* GIVEN PROBLEM *
Quote the material below exactly as written, from the first line to the line that holds "import React from", endpoints included.
:::::
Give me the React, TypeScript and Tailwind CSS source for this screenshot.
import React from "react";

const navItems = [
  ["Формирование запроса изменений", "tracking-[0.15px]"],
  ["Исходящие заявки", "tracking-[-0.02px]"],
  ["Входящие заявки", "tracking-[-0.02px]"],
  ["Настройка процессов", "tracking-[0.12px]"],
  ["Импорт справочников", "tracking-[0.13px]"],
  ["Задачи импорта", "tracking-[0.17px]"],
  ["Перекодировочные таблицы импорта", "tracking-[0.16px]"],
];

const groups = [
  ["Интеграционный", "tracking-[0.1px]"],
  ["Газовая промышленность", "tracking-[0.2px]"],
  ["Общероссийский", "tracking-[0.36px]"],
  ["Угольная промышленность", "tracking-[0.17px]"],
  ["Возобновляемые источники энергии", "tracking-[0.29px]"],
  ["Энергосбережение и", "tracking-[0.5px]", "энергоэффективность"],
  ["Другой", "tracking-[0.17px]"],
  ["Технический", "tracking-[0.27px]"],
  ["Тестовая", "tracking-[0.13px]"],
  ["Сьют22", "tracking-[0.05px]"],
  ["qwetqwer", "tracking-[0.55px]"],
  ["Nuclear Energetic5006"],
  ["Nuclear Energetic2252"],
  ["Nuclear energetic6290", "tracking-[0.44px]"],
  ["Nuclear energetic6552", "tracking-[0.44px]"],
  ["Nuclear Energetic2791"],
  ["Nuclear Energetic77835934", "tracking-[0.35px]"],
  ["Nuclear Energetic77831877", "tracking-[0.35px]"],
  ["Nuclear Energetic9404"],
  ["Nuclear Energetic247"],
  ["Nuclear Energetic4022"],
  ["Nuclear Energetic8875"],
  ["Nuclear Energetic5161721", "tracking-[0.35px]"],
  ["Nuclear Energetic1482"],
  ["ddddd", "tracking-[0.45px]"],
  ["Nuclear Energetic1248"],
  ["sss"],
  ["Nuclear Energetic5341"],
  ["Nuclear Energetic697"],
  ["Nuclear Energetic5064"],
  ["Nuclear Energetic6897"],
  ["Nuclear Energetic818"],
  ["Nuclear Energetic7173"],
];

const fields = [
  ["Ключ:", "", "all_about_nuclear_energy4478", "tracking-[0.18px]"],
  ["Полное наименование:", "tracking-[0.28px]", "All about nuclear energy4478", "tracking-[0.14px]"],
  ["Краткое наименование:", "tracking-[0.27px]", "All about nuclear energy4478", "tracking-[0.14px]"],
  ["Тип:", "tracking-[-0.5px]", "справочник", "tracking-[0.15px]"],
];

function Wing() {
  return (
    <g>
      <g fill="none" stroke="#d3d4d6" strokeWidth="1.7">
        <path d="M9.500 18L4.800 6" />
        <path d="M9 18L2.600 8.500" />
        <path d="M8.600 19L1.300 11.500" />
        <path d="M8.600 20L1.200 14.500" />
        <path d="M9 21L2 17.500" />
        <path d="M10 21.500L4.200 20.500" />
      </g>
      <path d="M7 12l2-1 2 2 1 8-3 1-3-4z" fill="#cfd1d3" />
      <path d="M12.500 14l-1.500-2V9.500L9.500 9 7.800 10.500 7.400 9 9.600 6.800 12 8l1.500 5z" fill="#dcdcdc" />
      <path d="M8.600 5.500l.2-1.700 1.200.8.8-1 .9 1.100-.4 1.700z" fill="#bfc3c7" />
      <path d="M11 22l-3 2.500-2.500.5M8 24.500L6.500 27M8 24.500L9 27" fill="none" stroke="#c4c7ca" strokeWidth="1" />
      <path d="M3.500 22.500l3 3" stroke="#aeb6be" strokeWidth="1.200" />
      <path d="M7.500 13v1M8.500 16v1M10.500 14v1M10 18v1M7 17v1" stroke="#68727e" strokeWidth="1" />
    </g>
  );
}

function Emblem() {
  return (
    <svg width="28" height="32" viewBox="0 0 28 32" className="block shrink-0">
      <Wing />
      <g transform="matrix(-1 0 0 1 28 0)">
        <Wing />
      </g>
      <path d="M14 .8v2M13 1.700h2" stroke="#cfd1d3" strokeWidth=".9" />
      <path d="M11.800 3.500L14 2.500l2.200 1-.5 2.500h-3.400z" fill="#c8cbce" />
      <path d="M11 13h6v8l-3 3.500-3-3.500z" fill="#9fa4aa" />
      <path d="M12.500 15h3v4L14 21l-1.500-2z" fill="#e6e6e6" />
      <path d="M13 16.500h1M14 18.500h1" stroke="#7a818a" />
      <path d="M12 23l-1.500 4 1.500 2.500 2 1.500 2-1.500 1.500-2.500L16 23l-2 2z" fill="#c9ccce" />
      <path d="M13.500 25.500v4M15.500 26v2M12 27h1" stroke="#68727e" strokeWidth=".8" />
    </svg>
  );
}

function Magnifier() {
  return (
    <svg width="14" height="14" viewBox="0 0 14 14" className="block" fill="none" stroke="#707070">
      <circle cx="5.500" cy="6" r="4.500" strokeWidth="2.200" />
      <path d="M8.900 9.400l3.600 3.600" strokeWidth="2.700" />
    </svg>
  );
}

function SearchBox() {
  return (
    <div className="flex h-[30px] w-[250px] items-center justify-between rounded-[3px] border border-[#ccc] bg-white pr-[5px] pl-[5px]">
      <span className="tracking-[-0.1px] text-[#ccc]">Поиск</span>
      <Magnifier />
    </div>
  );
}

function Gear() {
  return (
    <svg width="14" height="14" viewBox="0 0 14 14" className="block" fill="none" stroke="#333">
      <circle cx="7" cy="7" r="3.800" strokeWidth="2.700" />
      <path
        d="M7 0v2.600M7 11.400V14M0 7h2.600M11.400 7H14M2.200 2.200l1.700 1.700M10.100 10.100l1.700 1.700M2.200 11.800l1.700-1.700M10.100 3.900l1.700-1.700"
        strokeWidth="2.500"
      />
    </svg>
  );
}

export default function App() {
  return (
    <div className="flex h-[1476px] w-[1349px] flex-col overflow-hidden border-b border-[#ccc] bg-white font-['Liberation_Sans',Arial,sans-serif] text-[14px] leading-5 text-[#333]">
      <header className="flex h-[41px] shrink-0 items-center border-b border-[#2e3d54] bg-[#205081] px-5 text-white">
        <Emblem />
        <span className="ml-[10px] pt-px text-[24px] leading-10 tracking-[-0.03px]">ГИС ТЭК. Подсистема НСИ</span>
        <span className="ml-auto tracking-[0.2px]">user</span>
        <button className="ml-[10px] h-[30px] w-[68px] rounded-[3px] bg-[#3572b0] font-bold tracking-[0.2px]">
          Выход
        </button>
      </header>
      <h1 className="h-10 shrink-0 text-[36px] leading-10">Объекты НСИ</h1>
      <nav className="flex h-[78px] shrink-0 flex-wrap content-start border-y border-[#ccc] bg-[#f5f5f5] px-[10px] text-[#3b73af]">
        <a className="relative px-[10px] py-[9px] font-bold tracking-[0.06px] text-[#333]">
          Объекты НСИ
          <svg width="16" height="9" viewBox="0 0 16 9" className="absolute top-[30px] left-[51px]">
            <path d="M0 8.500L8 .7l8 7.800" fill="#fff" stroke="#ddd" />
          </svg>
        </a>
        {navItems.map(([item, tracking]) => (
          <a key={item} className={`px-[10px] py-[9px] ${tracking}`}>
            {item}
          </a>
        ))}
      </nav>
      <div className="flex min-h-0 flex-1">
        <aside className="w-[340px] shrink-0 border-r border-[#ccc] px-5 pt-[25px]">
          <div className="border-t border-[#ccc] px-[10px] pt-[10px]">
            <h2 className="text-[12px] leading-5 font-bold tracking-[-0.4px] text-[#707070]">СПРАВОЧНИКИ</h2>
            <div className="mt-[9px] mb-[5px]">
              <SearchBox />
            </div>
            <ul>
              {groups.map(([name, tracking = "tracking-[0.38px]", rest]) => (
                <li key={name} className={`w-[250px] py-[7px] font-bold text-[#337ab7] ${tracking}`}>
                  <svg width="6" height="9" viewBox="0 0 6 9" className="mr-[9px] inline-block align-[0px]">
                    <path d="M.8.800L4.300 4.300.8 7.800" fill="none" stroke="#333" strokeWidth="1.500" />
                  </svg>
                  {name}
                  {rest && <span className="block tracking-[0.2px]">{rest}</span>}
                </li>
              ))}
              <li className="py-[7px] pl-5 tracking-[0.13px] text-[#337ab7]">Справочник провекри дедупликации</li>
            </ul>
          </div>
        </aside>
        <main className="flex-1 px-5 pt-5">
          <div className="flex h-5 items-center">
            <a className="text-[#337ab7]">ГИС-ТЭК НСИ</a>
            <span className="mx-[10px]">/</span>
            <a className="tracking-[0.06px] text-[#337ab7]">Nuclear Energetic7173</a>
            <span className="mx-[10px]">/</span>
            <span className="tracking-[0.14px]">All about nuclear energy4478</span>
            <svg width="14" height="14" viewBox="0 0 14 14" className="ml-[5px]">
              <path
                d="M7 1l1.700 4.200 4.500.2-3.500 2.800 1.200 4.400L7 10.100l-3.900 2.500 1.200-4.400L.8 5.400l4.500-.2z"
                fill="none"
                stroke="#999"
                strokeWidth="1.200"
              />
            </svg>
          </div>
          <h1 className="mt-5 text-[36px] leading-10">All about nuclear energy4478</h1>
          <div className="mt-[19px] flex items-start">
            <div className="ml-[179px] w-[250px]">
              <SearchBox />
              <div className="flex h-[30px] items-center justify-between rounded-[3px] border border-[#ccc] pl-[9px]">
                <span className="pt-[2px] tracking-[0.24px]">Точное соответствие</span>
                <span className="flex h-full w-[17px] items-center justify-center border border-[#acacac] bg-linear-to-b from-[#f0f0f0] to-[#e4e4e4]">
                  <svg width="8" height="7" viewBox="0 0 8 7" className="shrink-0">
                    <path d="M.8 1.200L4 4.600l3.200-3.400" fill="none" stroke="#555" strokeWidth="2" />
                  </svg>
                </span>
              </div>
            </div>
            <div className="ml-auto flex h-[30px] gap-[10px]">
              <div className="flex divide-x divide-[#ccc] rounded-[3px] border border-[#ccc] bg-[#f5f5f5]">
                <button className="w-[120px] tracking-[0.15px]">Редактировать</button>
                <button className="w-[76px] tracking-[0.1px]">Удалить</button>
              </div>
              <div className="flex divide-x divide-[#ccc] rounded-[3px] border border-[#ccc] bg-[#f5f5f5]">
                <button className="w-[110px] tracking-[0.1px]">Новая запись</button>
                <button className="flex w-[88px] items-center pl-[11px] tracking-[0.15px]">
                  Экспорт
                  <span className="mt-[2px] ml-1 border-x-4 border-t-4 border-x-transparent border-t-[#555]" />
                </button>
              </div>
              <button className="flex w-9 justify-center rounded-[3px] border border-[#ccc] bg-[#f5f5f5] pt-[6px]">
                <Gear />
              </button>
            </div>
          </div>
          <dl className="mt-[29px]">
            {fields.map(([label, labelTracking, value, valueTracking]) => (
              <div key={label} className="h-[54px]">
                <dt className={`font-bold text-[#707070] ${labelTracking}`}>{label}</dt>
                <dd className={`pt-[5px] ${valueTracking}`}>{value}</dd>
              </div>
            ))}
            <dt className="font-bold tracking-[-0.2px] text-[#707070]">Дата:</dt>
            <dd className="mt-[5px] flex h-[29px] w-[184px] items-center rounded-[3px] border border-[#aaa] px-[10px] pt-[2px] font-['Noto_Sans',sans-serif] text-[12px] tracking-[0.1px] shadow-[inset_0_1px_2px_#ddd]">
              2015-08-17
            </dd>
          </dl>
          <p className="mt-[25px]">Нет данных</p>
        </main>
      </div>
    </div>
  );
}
:::::
* THE RESPONSE *
Give me the React, TypeScript and Tailwind CSS source for this screenshot.
import React from "react";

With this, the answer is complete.